There are so many problems with this approach, but let’s start with two.
First, it doesn’t scale. If everything that gets done depends on one person, your church won’t grow beyond the ability of a single person. For most of us, that means 200 is the upper limit.
Second, if the pastor does everything, it’s a complete denial of how God designed the church to work. It’s just insanely backward from the church’s God-given design.
God gifts his people, not just the pastor, for works of ministry. The church should organize like it.
Finally, this is why breaking the 200 barrier breaks so many leaders. They just can’t get it all done. Many pastors are already maxed out, and think “If reaching more people means working more hours, I just can’t.”
Fortunately, it doesn’t.
3. The pastor is the primary caregiver
Of all the things that pastor does, pastoral care is often the one congregations most love and expect. And it’s killing churches.
In this post, I outline more about how pastoral care stunts the growth of so many churches.
Honestly, if you just push past this one issue, you will have made a ton of progress. When the pastor has to visit every sick person, do every wedding, funeral and make regular house calls, he or she becomes incapable of doing other things. That model just doesn’t scale.
If you’re good at pastoral care, you’ll grow the church to 200 people and then disappoint people when you can’t get to every event anymore. Or you’ll just burn out. It creates false expectations and so many people get hurt in the process.
98% of pastoral care is having someone who cares. It doesn’t have to be the pastor. In this course, I show you how to make that transition in a way that helps your church care for each other while the senior pastor gets freed up to lead and teach.
4. You Don’t Have the Right People
In my survey of 1400 pastors, finding and developing the right leaders emerged as the key problem leaders felt.
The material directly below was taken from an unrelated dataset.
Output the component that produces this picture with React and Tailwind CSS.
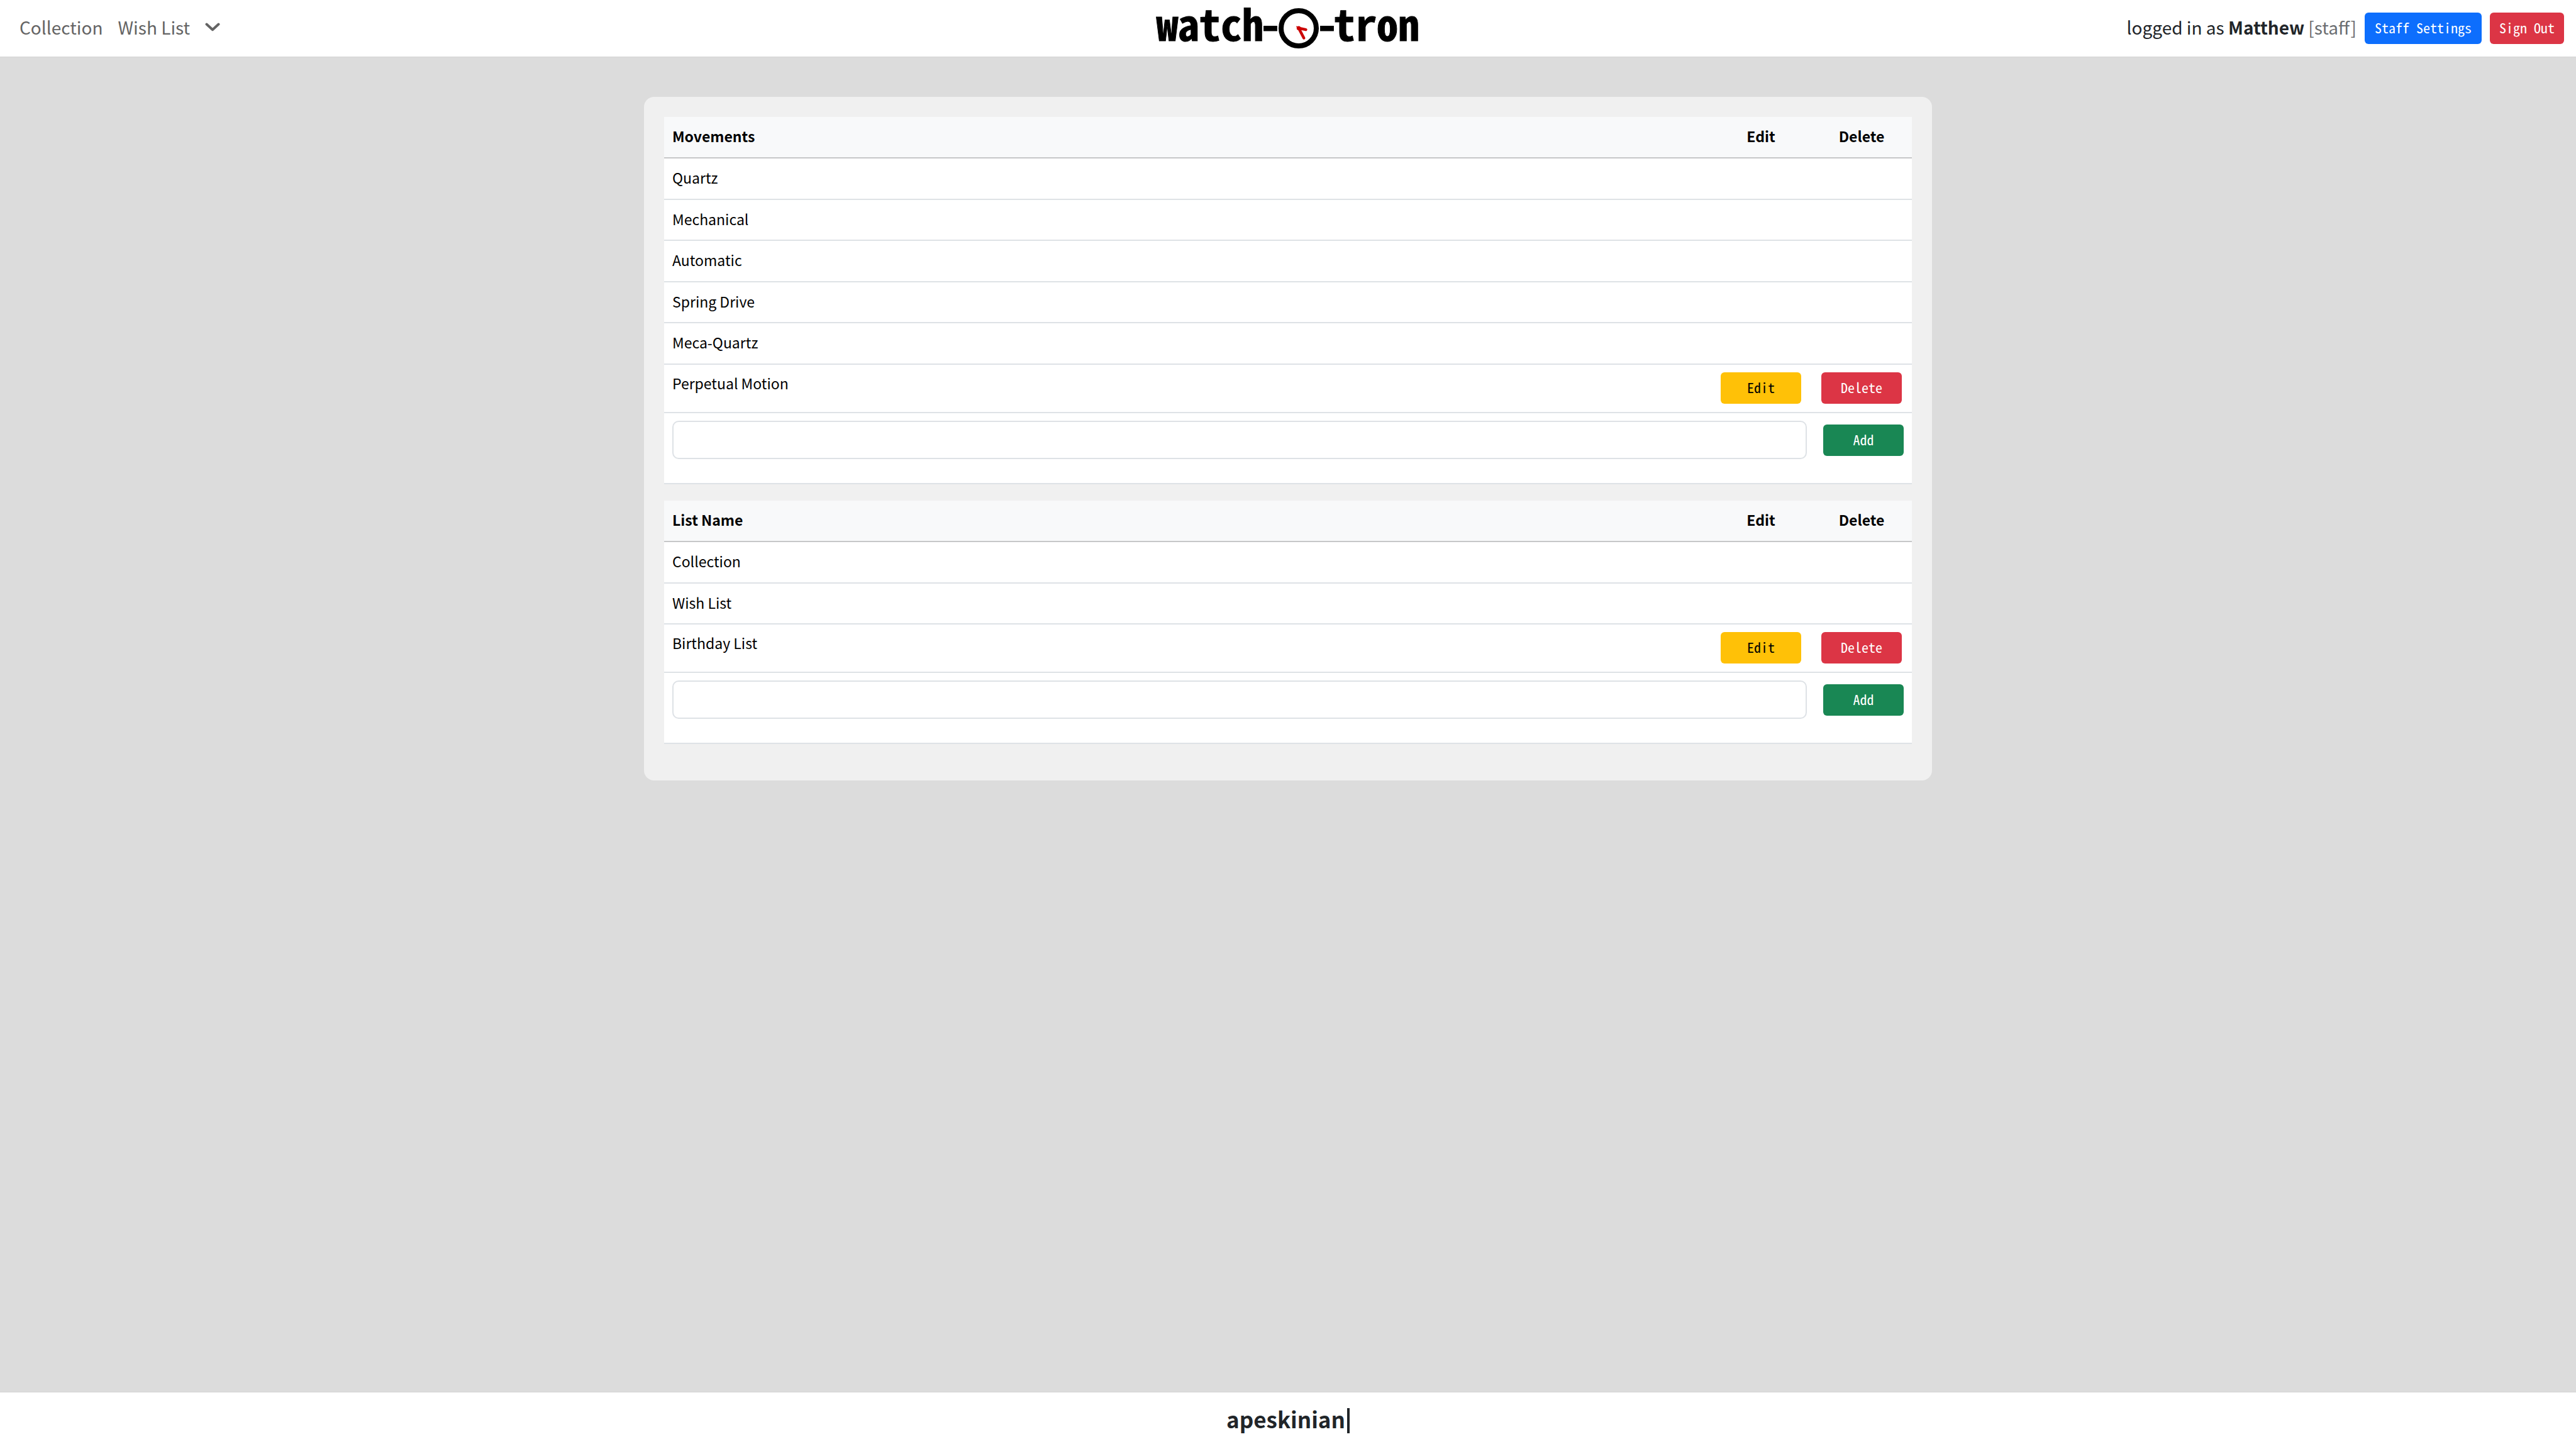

Not only are pastors exhausted trying to do it all, so are the handful of volunteers that have stepped up. To make matters worse, many pastors don’t think they have the right volunteers. Most church leaders have enough nice people, they just need more capable people.
So how do you get the right people?
The truth is, great people don’t randomly assemble. They are attracted by clear and compelling missions like the mission of the church. They are challenged, nurtured, and inspired by skillful, humble, passionate leaders who have devoted their lives to a cause greater than themselves.
The reason your people aren’t like the people of the churches you admire is because you haven’t led them there yet.
Growing churches don’t buy great leaders, they build them.
5. Too Many Doers, Not Enough Leaders
A second problem the 1400 pastors I surveyed identified is that as their church grows, they end up with teams of doers, not teams of leaders.
That’s a huge barrier.
Leaders lead other people; doers only lead themselves.
Leaders don’t mind having a team of people to manage. Doers would rather worry about themselves and their specific assignment.
If you only have teams of doers, your church will struggle to grow.
6. The Team is Not Aligned
Another reason 200 is such a big barrier is because once you get hundreds of people in an organization, you end up with chaos unless you have a great plan.
When our church was between 200 and 400 in attendance, I found myself waking up at night wondering, “How do I keep all these well-intentioned people from accidentally running the mission of the church off course? How do I convey what is so clear in my head — the mission, vision, strategy, and values of our church—to everyone else in a way that’s clear to them?”
Those questions (and the fear associated with them) are focused around one key leadership issue: alignment. Alignment is getting a team of people committed to a common mission, vision, and set of values. It’s the hard work of making what’s clear to you clear to your team.
Alignment is so critical because if you don’t do it, it’s like releasing the stallions from the barn. They’ll run wild and in every direction. That’s why some leaders fear empowering leaders: they fear those leaders will run the church in various directions.
An unaligned church will struggle to grow, and if even if it does, it carries within it all the seeds for implosion.
If you need permission every time you need to buy paper towels or repaint an office, you have a governance issue.
Most boards who micromanage do so because that’s where most people simply default. You need a board who guards the mission and vision and empowers the team to accomplish it and then gets out of the way.
Most small churches are led by congregations who want a say in everything or a board that does.
Here’s what’s true: committees kill vision.
Individuals are almost always more courageous than groups. And the more people you seek to please up front, the less inspiring your idea will become.
When everyone wants to have a say, very little gets done.
Governance is a silent killer for most churches trying to grow.
8. The Leaders Make Too Many Excuses
All too often when I’m interacting with church leaders, I hear the same excuses over and over—reasons that something won’t work or that another idea can’t be done.
Leaders complain that their building is too small or too big, their location isn’t ideal, they don’t have the right team, they haven’t got enough money, or that their context is different.
Here’s what’s true: you can make excuses or you can make progress, but you can’t make both.
In fact, the leaders who make the most progress make the fewest excuses. And the leaders who make the most excuses make the least progress.